Discrimination of critically stressed faults and safety-optimized hydraulic fracturing design: Insights from meter-scale physical modeling

This study presents an integrated approach combining metre-scale physical experiments, numerical simulations and theoretical modelling to systematically investigate the mechanisms and controlling factors of fault slip induced by hydraulic fracturing, with the ultimate goal of establishing fundamental design principles for fault slip mitigation. First, we quantify the influence of fault geometry and mechanical properties on stress concentration by deriving a quantitative stress concentration equation through multivariate regression analysis.
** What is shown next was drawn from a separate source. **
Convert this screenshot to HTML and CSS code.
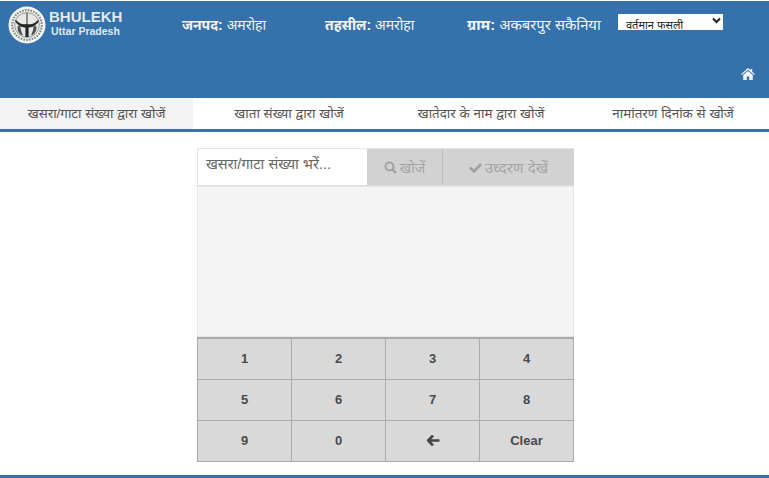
FILE: index.html
```html
<!DOCTYPE html>
<html lang="hi">
<head>
  <meta charset="UTF-8">
  <title>Bhulekh Uttar Pradesh</title>
  <link rel="stylesheet" href="styles.css">
</head>
<body>
  <!-- Header -->
  <header class="top">
    <div class="top-row">
      <div class="brand">
        <svg class="logo" width="38" height="38" viewBox="0 0 38 38">
          <circle cx="19" cy="19" r="18.5" fill="#f4f4f0"/>
          <circle cx="19" cy="19" r="14.8" fill="none" stroke="#858a89" stroke-width="2.2" stroke-dasharray="1.6 1.2"/>
          <circle cx="19" cy="19" r="12.4" fill="#e8e8e2" stroke="#5c6262" stroke-width="0.6"/>
          <path d="M7.5 13.5 C12 18.5 15 18.5 19 18 C23 18.5 26 18.5 30.5 13.5 L30.5 16 C26 21 23 21.5 20.6 21.5 L20.6 31 L17.4 31 L17.4 21.5 C15 21.5 12 21 7.5 16 Z" fill="#20262a"/>
          <path d="M19 7 V18" stroke="#4c5252" stroke-width="1.2"/>
          <path d="M10 19.5 C8.5 24 11 28.5 15 29.5 C13.5 26 12.5 23 12.5 20.5 Z M28 19.5 C29.5 24 27 28.5 23 29.5 C24.5 26 25.5 23 25.5 20.5 Z" fill="#4a5254"/>
        </svg>
        <div class="brand-text">
          <div class="brand-name">BHULEKH</div>
          <div class="brand-sub">Uttar Pradesh</div>
        </div>
      </div>
      <div class="place place-a"><b>जनपद:</b> अमरोहा</div>
      <div class="place place-b"><b>तहसील:</b> अमरोहा</div>
      <div class="place place-c"><b>ग्राम:</b> अकबरपुर सकैनिया</div>
      <div class="fasli">
        <span>वर्तमान फसली</span>
        <svg width="9" height="7" viewBox="0 0 9 7"><path d="M1 1.5 L4.5 5 L8 1.5" fill="none" stroke="#222" stroke-width="2"/></svg>
      </div>
    </div>
    <div class="home-row">
      <svg width="14" height="12" viewBox="0 0 14 12"><path d="M7 0 L9.5 2.2 V1 H11.2 V3.7 L14 6.2 L13.2 7 L7 1.7 L0.8 7 L0 6.2 Z M2.2 7 L7 3 L11.8 7 V12 H8.2 V8.4 H5.8 V12 H2.2 Z" fill="#f1f5f9"/></svg>
    </div>
  </header>

  <!-- Search tabs -->
  <nav class="tabs">
    <div class="tab active">खसरा/गाटा संख्या द्वारा खोजें</div>
    <div class="tab">खाता संख्या द्वारा खोजें</div>
    <div class="tab">खातेदार के नाम द्वारा खोजें</div>
    <div class="tab">नामांतरण दिनांक से खोजें</div>
  </nav>

  <!-- Search panel -->
  <main class="panel">
    <div class="search-row">
      <div class="search-input">खसरा/गाटा संख्या भरें...</div>
      <div class="search-btn btn-find">
        <svg width="13" height="13" viewBox="0 0 13 13"><circle cx="5.5" cy="5.5" r="4" fill="none" stroke="#a0a0a0" stroke-width="2"/><path d="M8.5 8.5 L12 12" stroke="#a0a0a0" stroke-width="2.4"/></svg>
        खोजें
      </div>
      <div class="search-btn btn-view">
        <svg width="13" height="11" viewBox="0 0 13 11"><path d="M1 5.5 L5 9.5 L12 2" fill="none" stroke="#a0a0a0" stroke-width="2.6"/></svg>
        उध्दरण देखें
      </div>
    </div>
    <div class="result"></div>
    <div class="keypad">
      <div class="key">1</div>
      <div class="key">2</div>
      <div class="key">3</div>
      <div class="key">4</div>
      <div class="key">5</div>
      <div class="key">6</div>
      <div class="key">7</div>
      <div class="key">8</div>
      <div class="key">9</div>
      <div class="key">0</div>
      <div class="key">
        <svg class="back" width="13" height="11" viewBox="0 0 13 11"><path d="M6 0.5 L1 5.5 L6 10.5 M1.5 5.5 H12.5" fill="none" stroke="#444" stroke-width="2.6"/></svg>
      </div>
      <div class="key">Clear</div>
    </div>
  </main>

  <footer class="bottom"></footer>
</body>
</html>
```

FILE: styles.css
```css
* { margin: 0; padding: 0; box-sizing: border-box; }

body {
  background-color: #fff;
  font-family: "Liberation Sans", "Noto Sans", sans-serif;
  height: 478px;
  overflow: hidden;
  display: flex;
  flex-direction: column;
  color: #4a4a4a;
}

/* Header */
.top {
  background-color: #3571aa;
  height: 97px;
  margin-top: 1px;
  flex-shrink: 0;
  color: #f1f5f9;
}
.top-row {
  display: flex;
  align-items: flex-start;
  height: 60px;
  padding: 5px 0 0 8px;
}
.brand {
  display: flex;
  gap: 3px;
  width: 174px;
  flex-shrink: 0;
}
.logo { flex-shrink: 0; }
.brand-name {
  font-size: 15px;
  font-weight: bold;
  line-height: 17px;
  margin-top: 2px;
  color: #dfe9f2;
}
.brand-sub {
  font-size: 10.5px;
  font-weight: bold;
  line-height: 12px;
  margin-left: 2px;
  color: #dfe9f2;
}
.place {
  font-size: 14px;
  line-height: 20px;
  margin-top: 9px;
  white-space: nowrap;
}
.place-a { width: 143px; }
.place-b { width: 142px; }
.place-c { width: 151px; font-size: 14.8px; }
.fasli {
  width: 105px;
  height: 16px;
  margin-top: 8px;
  background: #fff;
  color: #222;
  font-size: 11px;
  line-height: 23px;
  padding-left: 8px;
  display: flex;
  justify-content: space-between;
  overflow: hidden;
}
.fasli svg { margin: 3px 2px 0 0; }
.home-row {
  display: flex;
  justify-content: flex-end;
  padding: 7px 14px 0 0;
}

/* Tabs */
.tabs {
  display: grid;
  grid-template-columns: 193px 1fr 1fr 1fr;
  height: 34px;
  flex-shrink: 0;
  border-bottom: 3px solid #3571aa;
}
.tab {
  font-size: 13.4px;
  line-height: 31px;
  text-align: center;
  color: #555;
  white-space: nowrap;
}
.tab.active { background-color: #f3f3f3; }

/* Search panel */
.panel {
  width: 377px;
  margin: 16px 0 0 197px;
  flex-shrink: 0;
}
.search-row {
  display: flex;
  height: 38px;
  border-bottom: 1px solid #ddd;
  border-top: 1px solid #e6e6e6;
}
.search-input {
  width: 170px;
  padding-left: 8px;
  font-size: 14.5px;
  line-height: 30px;
  color: #666;
  border-left: 1px solid #e6e6e6;
  white-space: nowrap;
}
.search-btn {
  background-color: #d2d2d2;
  color: #a5a5a5;
  font-size: 14px;
  display: flex;
  align-items: center;
  justify-content: center;
  gap: 3px;
}
.btn-find { width: 75px; }
.btn-view { flex: 1; border-left: 1px solid #bfbfbf; font-size: 15px; }
.result {
  height: 151px;
  background-color: #f4f4f4;
  border: 1px solid #e6e6e6;
}
.keypad {
  display: grid;
  grid-template-columns: repeat(4, 1fr);
  grid-auto-rows: 41px;
  border-top: 2px solid #aaa;
  border-left: 1px solid #aaa;
}
.key {
  background-color: #d9d9d9;
  border-right: 1px solid #aaa;
  border-bottom: 1px solid #aaa;
  font-size: 13px;
  font-weight: bold;
  padding-bottom: 2px;
  display: flex;
  align-items: center;
  justify-content: center;
}
.back { margin-left: 2px; }

/* Footer */
.bottom {
  margin-top: auto;
  height: 3px;
  background-color: #3571aa;
}
```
Second, a novel three-dimensional (3D) Coulomb failure stress (CFS) expression incorporating stress concentration coefficients is proposed to overcome the limitations of conventional regional stress analysis. Third, the theoretical stress transfer model is validated against experimental data, showing strong agreement between predicted and measured CFS changes, with a relative error of less than 10 %. Our results demonstrate that hydraulically isolated faults are primarily controlled by regional stress states during slip initiation. Critically stressed faults exhibit significant slip near injection points, while non-critical faults remain stable. The proposed 3D CFS expression successfully discriminates between stress-transfer induced PNR-1z and pore-pressure driven PNR-2 seismic events. Finally, faults are classified into four distinct types, each associated with tailored hydraulic fracturing design protocols: type I faults require mandatory avoidance; type II-III faults require controlled injection parameters; and type IV faults permit cost-optimised operations. These findings provide theoretical advances and practical guidelines for mitigating induced seismicity in hydraulic fracturing.